March 11, 2001, 02:18 PM
I recall Capstick writing of a lady who used a 7x57, but he said she was a crack shot. I think Cappy usually went with a .375 (which is fur piece from a .308!).

I recall Rich saying that he had decided that a .308 was too light for even African Plains game. Also, Eric Ching wrote that he had trouble cleanly taking game with even his .350 Rem Mag (almost the ballistic twin of the .35 Whelen).

[Edited by Spectre on 03-13-2001 at 04:56 PM]

Art Eatman
March 11, 2001, 09:14 PM
Spectre, after reading well over 20 or 30 books on African hunting, my guess is that it's the same old deal: Placement, placement, placement. I say this in part because I've read comments from apparently-experienced locals about the wonders of the .243 on plains game. "Dropped like a rock", on 150-lb to 350-lb critters.

Apparently some of these great hunters just weren't as good at shooting as they were at writing about hunting. Kinda like my car racing daze: "Okay, guy. Let's see if you can drive as fast as you can talk!"

:), Art

Dave Honiball
March 12, 2001, 09:15 AM
well said Art

March 13, 2001, 05:07 PM

Those who can, do. Those who can't- critique!

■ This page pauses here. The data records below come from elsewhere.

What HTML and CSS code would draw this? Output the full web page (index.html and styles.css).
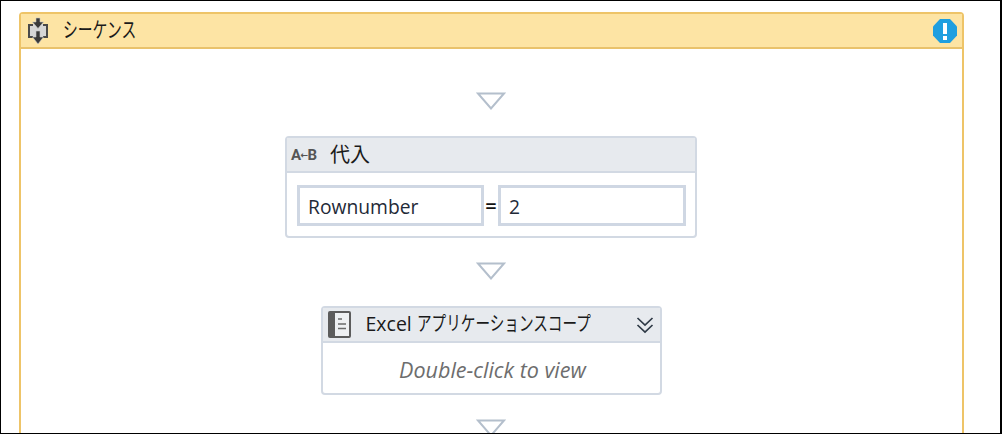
FILE: index.html
```html
<!DOCTYPE html>
<html lang="ja">
<head>
<meta charset="utf-8">
<title>シーケンス</title>
<link rel="stylesheet" href="styles.css">
</head>
<body>
<div class="frame">
  <section class="sequence">
    <header class="seq-head">
      <svg class="seq-icon" width="24" height="28" viewBox="0 0 24 28">
        <rect x="3" y="7" width="18" height="14" fill="#d6d6d6"/>
        <path d="M7 8H3v12h4M17 8h4v12h-4" fill="none" stroke="#4a4a4a" stroke-width="2"/>
        <path d="M10 1h4v4h3.500L12 11.500 6.500 5H10z" fill="#3a3a3a" stroke="#c8c8c8" stroke-width="0.600"/>
        <path d="M10 14h4v6h3.500L12 27l-5.500-7H10z" fill="#3a3a3a" stroke="#c8c8c8" stroke-width="0.600"/>
      </svg>
      <span class="seq-title"><span class="narrow seq-kana">シーケンス</span></span>
      <svg class="alert" width="26" height="26" viewBox="0 0 26 26">
        <path d="M8 1h10l7 7.500v9L18 25H8l-7-7.500v-9z" fill="#1f9fe0"/>
        <rect x="11" y="5" width="4" height="11" fill="#fff"/>
        <rect x="11" y="18" width="4" height="4" fill="#fff"/>
      </svg>
    </header>
    <div class="seq-body">
      <svg class="drop" width="30" height="18" viewBox="0 0 30 18"><path d="M2 1.500h26L15 16.500z" fill="#fff" stroke="#b4bfcc" stroke-width="2"/></svg>
      <article class="card assign">
        <div class="card-head">
          <span class="ab">A<span class="ab-arrow">←</span>B</span>
          <span class="card-title">代入</span>
        </div>
        <div class="assign-row">
          <div class="field">Rownumber</div>
          <span class="eq">=</span>
          <div class="field field-wide">2</div>
        </div>
      </article>
      <svg class="drop" width="30" height="18" viewBox="0 0 30 18"><path d="M2 1.500h26L15 16.500z" fill="#fff" stroke="#b4bfcc" stroke-width="2"/></svg>
      <article class="card scope">
        <div class="card-head">
          <svg class="book" width="23" height="27" viewBox="0 0 23 27">
            <rect x="0" y="0" width="23" height="27" rx="2" fill="#5c5c5c"/>
            <rect x="7" y="2" width="14" height="23" fill="#eef0f2"/>
            <path d="M10 8h4M10 13h8M10 17.500h8" stroke="#6a6a6a" stroke-width="1.500"/>
          </svg>
          <span class="scope-title">Excel <span class="narrow scope-kana">アプリケーションスコープ</span></span>
          <svg class="chev" width="18" height="18" viewBox="0 0 18 18"><path d="M1.500 2l7.500 7 7.500-7M1.500 9l7.500 7 7.500-7" fill="none" stroke="#2f3a46" stroke-width="1.700"/></svg>
        </div>
        <div class="hint">Double-click to view</div>
      </article>
      <svg class="drop" width="30" height="18" viewBox="0 0 30 18"><path d="M2 1.500h26L15 16.500z" fill="#fff" stroke="#b4bfcc" stroke-width="2"/></svg>
    </div>
  </section>
</div>
</body>
</html>
```
FILE: styles.css
```css
html, body {
  margin: 0;
  padding: 0;
  height: 434px;
  overflow: hidden;
  background: #fff;
}
body {
  font-family: "Open Sans", "Noto Sans CJK JP", sans-serif;
  color: #1a1a1a;
}
.frame {
  box-sizing: border-box;
  width: 1002px;
  height: 434px;
  border: 1px solid #000;
  border-right-width: 2px;
  padding: 11px 0 0 18px;
  overflow: hidden;
}
.sequence {
  box-sizing: border-box;
  width: 945px;
  height: 480px;
  border: 2px solid #eec468;
  border-radius: 4px 4px 0 0;
  background: #fff;
}
.seq-head {
  box-sizing: border-box;
  display: flex;
  align-items: center;
  height: 35px;
  background: #fde4a4;
  border-bottom: 2px solid #e9c26c;
  padding: 0 4px 0 5px;
}
.seq-icon { flex: none; }
.narrow {
  display: inline-block;
  transform-origin: left center;
  font-family: "Noto Sans CJK JP", sans-serif;
  white-space: nowrap;
}
.seq-title {
  margin: 0 0 2px 13px;
  flex: 1;
  min-width: 0;
  color: #1a1a1a;
  line-height: 28px;
}
.seq-kana {
  font-size: 21px;
  transform: scaleX(0.705);
}
.alert { flex: none; }
.seq-body {
  display: flex;
  flex-direction: column;
  align-items: center;
  padding-top: 43px;
  margin-left: -1px;
}
.drop { display: block; flex: none; }
.card {
  box-sizing: border-box;
  border: 2px solid #d2d9e3;
  border-radius: 4px;
  background: #fff;
  margin: 26px 0 24px;
}
.assign { width: 412px; height: 102px; }
.scope { width: 341px; height: 89px; }
.card-head {
  box-sizing: border-box;
  display: flex;
  align-items: center;
  height: 35px;
  background: #e7eaee;
  border-bottom: 2px solid #d2d9e3;
}
.ab {
  margin-left: 4px;
  font-family: Roboto, sans-serif;
  font-size: 15px;
  font-weight: 700;
  letter-spacing: -0.6px;
  color: #555;
  width: 39px;
  flex: none;
  white-space: nowrap;
}
.ab-arrow {
  font-family: "DejaVu Sans", sans-serif;
  font-size: 9px;
  font-weight: 700;
  vertical-align: 2px;
}
.card-title {
  font-family: "Noto Sans CJK JP", sans-serif;
  font-size: 20px;
  color: #1a1a1a;
  margin-bottom: 2px;
}
.assign-row {
  display: flex;
  align-items: center;
  padding: 12px 9px 0 10px;
}
.field {
  box-sizing: border-box;
  width: 187px;
  height: 41px;
  border: 3px solid #cfd7e3;
  background: #fff;
  padding-left: 8px;
  font-size: 19.300px;
  line-height: 37px;
  color: #1f2a38;
}
.field-wide { flex: 1; }
.eq {
  width: 14px;
  text-align: center;
  font-size: 20px;
  font-weight: 600;
  color: #111;
}
.book { margin-left: 5px; flex: none; }
.scope-title {
  margin: 0 0 2px 15px;
  flex: 1;
  min-width: 0;
  font-size: 19.500px;
  color: #1a1a1a;
  white-space: nowrap;
  line-height: 28px;
}
.scope-kana {
  font-size: 20px;
  transform: scaleX(0.73);
}
.chev { margin-right: 6px; flex: none; }
.hint {
  text-align: center;
  font-size: 21.500px;
  font-style: italic;
  color: #6d6d6d;
  line-height: 50px;
  padding: 2px 0 0 3px;
}
```
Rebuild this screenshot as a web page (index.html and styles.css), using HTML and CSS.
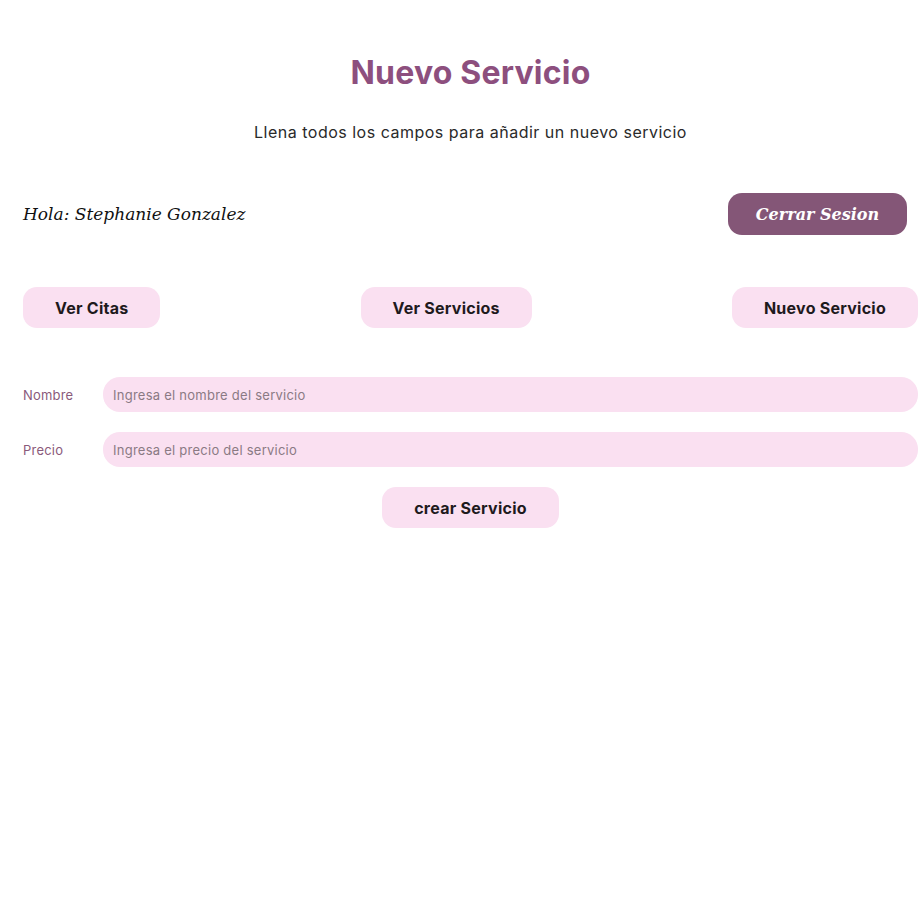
FILE: index.html
```html
<!DOCTYPE html>
<html lang="es">
<head>
<meta charset="utf-8">
<title>Nuevo Servicio</title>
<link rel="stylesheet" href="styles.css">
</head>
<body>
<main class="page">
  <h1 class="title">Nuevo Servicio</h1>
  <p class="subtitle">Llena todos los campos para añadir un nuevo servicio</p>

  <div class="session">
    <p class="hola">Hola: Stephanie Gonzalez</p>
    <button class="logout">Cerrar Sesion</button>
  </div>

  <nav class="nav">
    <a class="nav-btn" href="#">Ver Citas</a>
    <a class="nav-btn" href="#">Ver Servicios</a>
    <a class="nav-btn" href="#">Nuevo Servicio</a>
  </nav>

  <form class="form">
    <div class="field">
      <label class="label" for="nombre">Nombre</label>
      <input class="input" id="nombre" type="text" placeholder="Ingresa el nombre del servicio">
    </div>
    <div class="field">
      <label class="label" for="precio">Precio</label>
      <input class="input" id="precio" type="text" placeholder="Ingresa el precio del servicio">
    </div>
    <div class="submit-row">
      <button class="submit" type="button">crear Servicio</button>
    </div>
  </form>
</main>
</body>
</html>
```

FILE: styles.css
```css
* { box-sizing: border-box; }
html, body { margin: 0; padding: 0; background: #fff; }
body { font-family: "Inter", "Open Sans", sans-serif; color: #222; }

.page {
  padding: 54px 0 0 23px;
  width: 918px;
}

.title {
  margin: 0;
  text-align: center;
  font-size: 32px;
  font-weight: 700;
  line-height: 38px;
  color: #8d4f7e;
  letter-spacing: 0.2px;
}

.subtitle {
  margin: 29px 0 0;
  text-align: center;
  font-size: 16px;
  line-height: 22px;
  color: #2a2a2a;
  letter-spacing: 0.5px;
}

.session {
  margin-top: 50px;
  display: flex;
  justify-content: space-between;
  align-items: center;
  padding-right: 11px;
}

.hola {
  margin: 0;
  font-family: "DejaVu Serif", "Liberation Serif", serif;
  font-style: italic;
  font-size: 17px;
  color: #111;
}

.logout {
  width: 179px;
  height: 42px;
  border: none;
  border-radius: 14px;
  background: #845677;
  color: #fff;
  font-family: "DejaVu Serif", "Liberation Serif", serif;
  font-style: italic;
  font-weight: 700;
  font-size: 16px;
}

.nav {
  margin-top: 52px;
  display: flex;
  justify-content: space-between;
}

.nav-btn {
  display: flex;
  align-items: center;
  justify-content: center;
  height: 41px;
  padding: 0 32px;
  border-radius: 14px;
  background: #fae0f1;
  color: #1e1a1d;
  font-weight: 700;
  font-size: 16px;
  letter-spacing: 0.25px;
  text-decoration: none;
}

.form {
  margin-top: 49px;
  display: flex;
  flex-direction: column;
  gap: 20px;
}

.field {
  display: flex;
  align-items: center;
}

.label {
  width: 80px;
  font-size: 13px;
  color: #8a5a7b;
  letter-spacing: 0.2px;
}

.input {
  flex: 1;
  height: 35px;
  border: none;
  border-radius: 17px;
  background: #fae0f1;
  padding: 0 10px;
  font-family: "Inter", "Open Sans", sans-serif;
  font-size: 13px;
  letter-spacing: 0.25px;
  color: #333;
  outline: none;
}

.input::placeholder { color: #8a7a84; }

.submit-row {
  display: flex;
  justify-content: center;
}

.submit {
  width: 177px;
  height: 41px;
  border: none;
  border-radius: 14px;
  background: #fae0f1;
  color: #1e1a1d;
  font-family: "Inter", "Open Sans", sans-serif;
  font-weight: 700;
  font-size: 16px;
  letter-spacing: 0.25px;
}
```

Anyway, while definitely a valid point, I recall that Grant's zebras go up to 600 lbs. I also recall that the only animal Eric shot with his .308 was a little impala that he plugged in both lungs. It went down, then bounced back up, and ran for a little longer. I personally think through the lungs is a decent, if not exceptional shot.

Art Eatman
March 13, 2001, 07:24 PM
I guess a half-dozen whitetails I've shot in the lungs--guessing I missed the heart an inch or three--instantly went down and then got up and ran for maybe 50 yards or so before going down for good. IIRC, this included .270, '06 and .243. Maybe two on each, I ain't fer sure. But I've never had a good, solid forward body shot where the deer went far enough to worry about.

On stuff like the African buffalo, his running 50 yards when you start out 40 yards from him can be--troublesome?